■ **Exercise description**:
Without including the pictures, copy out every line below.
== Data
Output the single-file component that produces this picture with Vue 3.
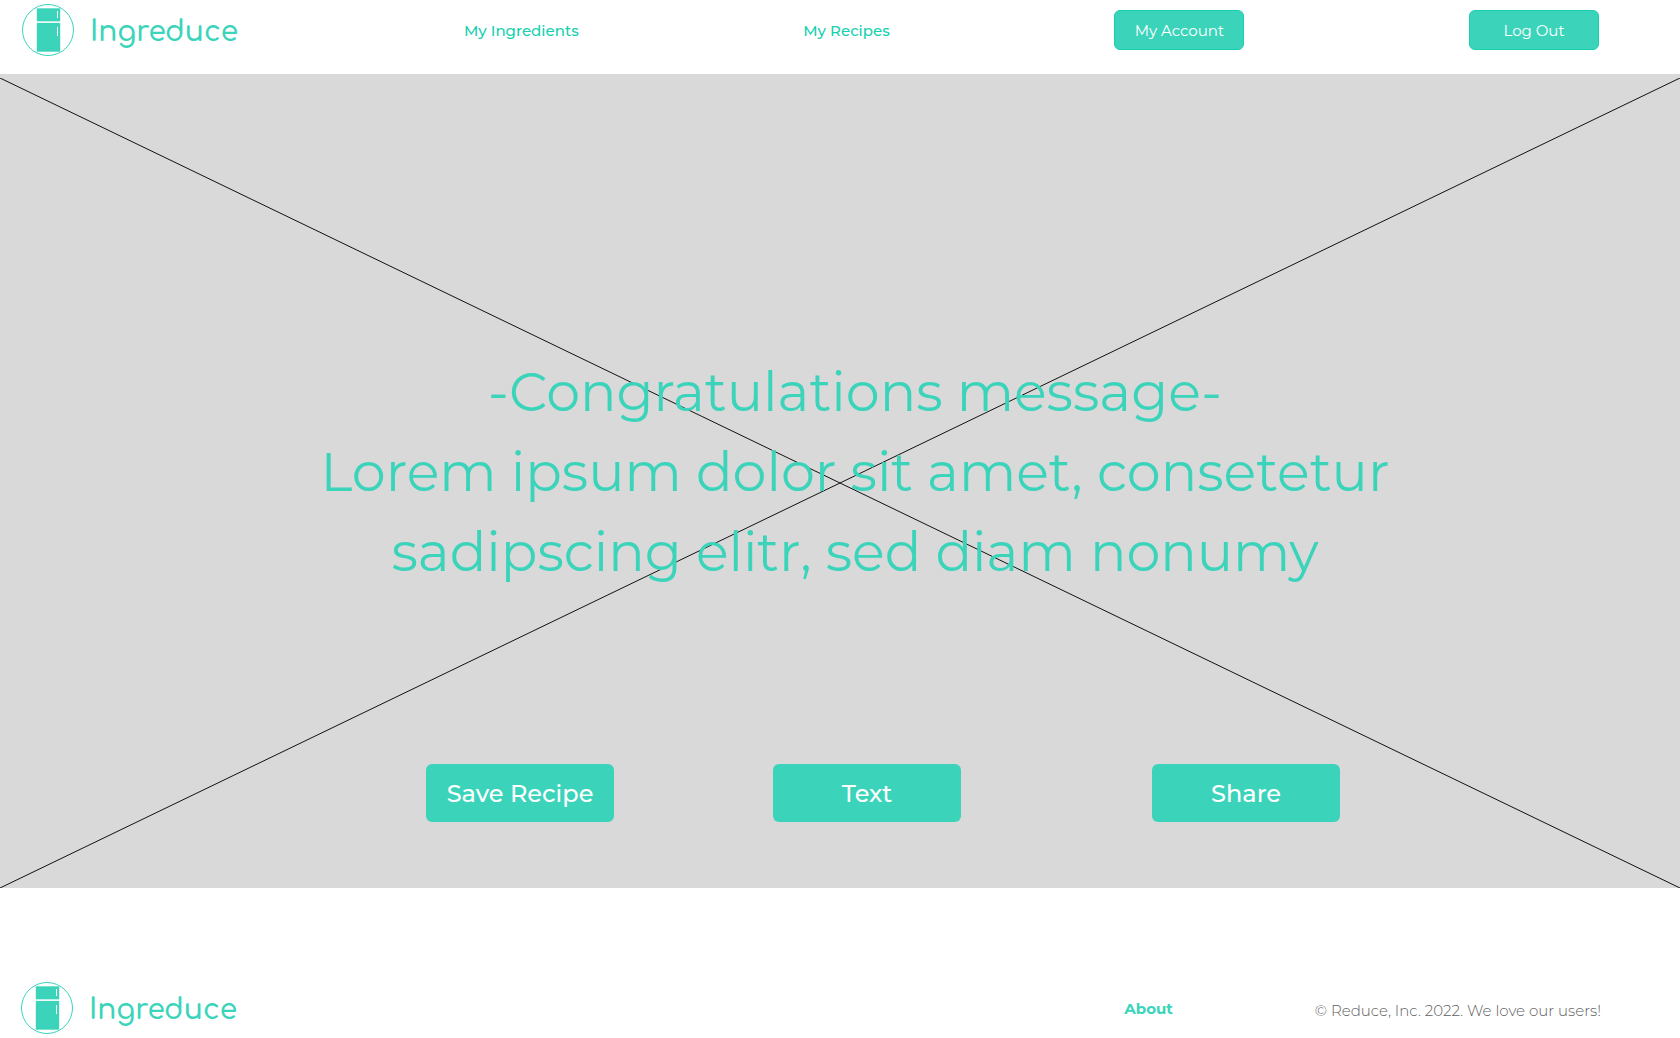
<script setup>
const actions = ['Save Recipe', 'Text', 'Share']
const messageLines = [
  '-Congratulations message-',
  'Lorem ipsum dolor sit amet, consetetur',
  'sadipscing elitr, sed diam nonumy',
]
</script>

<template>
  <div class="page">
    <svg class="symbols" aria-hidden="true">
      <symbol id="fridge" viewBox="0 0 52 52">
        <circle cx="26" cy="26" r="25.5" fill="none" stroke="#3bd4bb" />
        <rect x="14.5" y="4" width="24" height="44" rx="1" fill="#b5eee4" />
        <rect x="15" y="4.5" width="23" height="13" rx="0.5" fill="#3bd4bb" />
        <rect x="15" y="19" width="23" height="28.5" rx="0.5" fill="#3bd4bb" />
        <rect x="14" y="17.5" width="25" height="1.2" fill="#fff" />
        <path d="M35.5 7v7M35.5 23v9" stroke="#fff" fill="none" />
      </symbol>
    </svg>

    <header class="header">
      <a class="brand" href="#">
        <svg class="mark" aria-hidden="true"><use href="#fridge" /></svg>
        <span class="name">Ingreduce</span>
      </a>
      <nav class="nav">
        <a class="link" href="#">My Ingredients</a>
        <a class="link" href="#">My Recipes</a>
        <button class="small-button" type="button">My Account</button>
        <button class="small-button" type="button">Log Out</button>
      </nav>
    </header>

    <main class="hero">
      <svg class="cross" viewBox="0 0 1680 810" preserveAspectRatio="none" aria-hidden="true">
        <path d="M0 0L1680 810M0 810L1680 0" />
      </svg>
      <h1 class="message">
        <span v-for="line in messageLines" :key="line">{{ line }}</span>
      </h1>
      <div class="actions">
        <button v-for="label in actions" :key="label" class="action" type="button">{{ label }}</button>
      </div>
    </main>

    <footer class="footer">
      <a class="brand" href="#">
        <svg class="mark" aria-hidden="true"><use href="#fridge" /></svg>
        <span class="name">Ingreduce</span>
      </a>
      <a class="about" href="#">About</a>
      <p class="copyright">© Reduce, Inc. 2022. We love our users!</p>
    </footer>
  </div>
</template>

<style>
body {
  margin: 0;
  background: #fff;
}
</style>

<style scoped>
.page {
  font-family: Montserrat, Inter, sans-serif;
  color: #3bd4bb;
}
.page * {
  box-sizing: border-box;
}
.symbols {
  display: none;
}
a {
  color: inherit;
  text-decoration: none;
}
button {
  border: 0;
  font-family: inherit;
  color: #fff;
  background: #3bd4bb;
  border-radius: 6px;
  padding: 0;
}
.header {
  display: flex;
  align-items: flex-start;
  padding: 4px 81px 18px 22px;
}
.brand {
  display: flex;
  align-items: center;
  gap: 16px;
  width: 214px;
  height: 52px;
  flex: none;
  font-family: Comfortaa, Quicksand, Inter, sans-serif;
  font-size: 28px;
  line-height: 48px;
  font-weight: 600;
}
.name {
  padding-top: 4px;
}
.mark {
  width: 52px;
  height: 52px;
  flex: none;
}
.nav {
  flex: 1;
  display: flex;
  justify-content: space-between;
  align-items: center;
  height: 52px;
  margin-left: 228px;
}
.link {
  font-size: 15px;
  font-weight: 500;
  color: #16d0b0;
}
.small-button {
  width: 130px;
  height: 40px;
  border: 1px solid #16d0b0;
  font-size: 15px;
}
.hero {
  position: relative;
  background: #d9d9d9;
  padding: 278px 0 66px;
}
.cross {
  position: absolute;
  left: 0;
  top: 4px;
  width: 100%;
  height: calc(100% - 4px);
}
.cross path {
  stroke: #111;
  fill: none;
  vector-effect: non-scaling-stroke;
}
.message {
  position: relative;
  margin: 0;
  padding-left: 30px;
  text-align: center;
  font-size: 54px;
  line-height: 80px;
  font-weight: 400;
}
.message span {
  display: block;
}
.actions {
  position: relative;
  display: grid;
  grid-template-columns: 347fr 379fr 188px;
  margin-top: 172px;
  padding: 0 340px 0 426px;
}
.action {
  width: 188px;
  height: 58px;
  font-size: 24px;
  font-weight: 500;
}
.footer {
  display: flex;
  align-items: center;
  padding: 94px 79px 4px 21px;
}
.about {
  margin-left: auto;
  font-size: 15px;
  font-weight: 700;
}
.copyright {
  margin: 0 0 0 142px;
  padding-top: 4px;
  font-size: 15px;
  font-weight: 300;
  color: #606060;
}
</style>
====
■ **Output**:
Output the single-file component that produces this picture with Vue 3.
<script setup>
const actions = ['Save Recipe', 'Text', 'Share']
const messageLines = [
  '-Congratulations message-',
  'Lorem ipsum dolor sit amet, consetetur',
  'sadipscing elitr, sed diam nonumy',
]
</script>

<template>
  <div class="page">
    <svg class="symbols" aria-hidden="true">
      <symbol id="fridge" viewBox="0 0 52 52">
        <circle cx="26" cy="26" r="25.5" fill="none" stroke="#3bd4bb" />
        <rect x="14.5" y="4" width="24" height="44" rx="1" fill="#b5eee4" />
        <rect x="15" y="4.5" width="23" height="13" rx="0.5" fill="#3bd4bb" />
        <rect x="15" y="19" width="23" height="28.5" rx="0.5" fill="#3bd4bb" />
        <rect x="14" y="17.5" width="25" height="1.2" fill="#fff" />
        <path d="M35.5 7v7M35.5 23v9" stroke="#fff" fill="none" />
      </symbol>
    </svg>

    <header class="header">
      <a class="brand" href="#">
        <svg class="mark" aria-hidden="true"><use href="#fridge" /></svg>
        <span class="name">Ingreduce</span>
      </a>
      <nav class="nav">
        <a class="link" href="#">My Ingredients</a>
        <a class="link" href="#">My Recipes</a>
        <button class="small-button" type="button">My Account</button>
        <button class="small-button" type="button">Log Out</button>
      </nav>
    </header>

    <main class="hero">
      <svg class="cross" viewBox="0 0 1680 810" preserveAspectRatio="none" aria-hidden="true">
        <path d="M0 0L1680 810M0 810L1680 0" />
      </svg>
      <h1 class="message">
        <span v-for="line in messageLines" :key="line">{{ line }}</span>
      </h1>
      <div class="actions">
        <button v-for="label in actions" :key="label" class="action" type="button">{{ label }}</button>
      </div>
    </main>

    <footer class="footer">
      <a class="brand" href="#">
        <svg class="mark" aria-hidden="true"><use href="#fridge" /></svg>
        <span class="name">Ingreduce</span>
      </a>
      <a class="about" href="#">About</a>
      <p class="copyright">© Reduce, Inc. 2022. We love our users!</p>
    </footer>
  </div>
</template>

<style>
body {
  margin: 0;
  background: #fff;
}
</style>

<style scoped>
.page {
  font-family: Montserrat, Inter, sans-serif;
  color: #3bd4bb;
}
.page * {
  box-sizing: border-box;
}
.symbols {
  display: none;
}
a {
  color: inherit;
  text-decoration: none;
}
button {
  border: 0;
  font-family: inherit;
  color: #fff;
  background: #3bd4bb;
  border-radius: 6px;
  padding: 0;
}
.header {
  display: flex;
  align-items: flex-start;
  padding: 4px 81px 18px 22px;
}
.brand {
  display: flex;
  align-items: center;
  gap: 16px;
  width: 214px;
  height: 52px;
  flex: none;
  font-family: Comfortaa, Quicksand, Inter, sans-serif;
  font-size: 28px;
  line-height: 48px;
  font-weight: 600;
}
.name {
  padding-top: 4px;
}
.mark {
  width: 52px;
  height: 52px;
  flex: none;
}
.nav {
  flex: 1;
  display: flex;
  justify-content: space-between;
  align-items: center;
  height: 52px;
  margin-left: 228px;
}
.link {
  font-size: 15px;
  font-weight: 500;
  color: #16d0b0;
}
.small-button {
  width: 130px;
  height: 40px;
  border: 1px solid #16d0b0;
  font-size: 15px;
}
.hero {
  position: relative;
  background: #d9d9d9;
  padding: 278px 0 66px;
}
.cross {
  position: absolute;
  left: 0;
  top: 4px;
  width: 100%;
  height: calc(100% - 4px);
}
.cross path {
  stroke: #111;
  fill: none;
  vector-effect: non-scaling-stroke;
}
.message {
  position: relative;
  margin: 0;
  padding-left: 30px;
  text-align: center;
  font-size: 54px;
  line-height: 80px;
  font-weight: 400;
}
.message span {
  display: block;
}
.actions {
  position: relative;
  display: grid;
  grid-template-columns: 347fr 379fr 188px;
  margin-top: 172px;
  padding: 0 340px 0 426px;
}
.action {
  width: 188px;
  height: 58px;
  font-size: 24px;
  font-weight: 500;
}
.footer {
  display: flex;
  align-items: center;
  padding: 94px 79px 4px 21px;
}
.about {
  margin-left: auto;
  font-size: 15px;
  font-weight: 700;
}
.copyright {
  margin: 0 0 0 142px;
  padding-top: 4px;
  font-size: 15px;
  font-weight: 300;
  color: #606060;
}
</style>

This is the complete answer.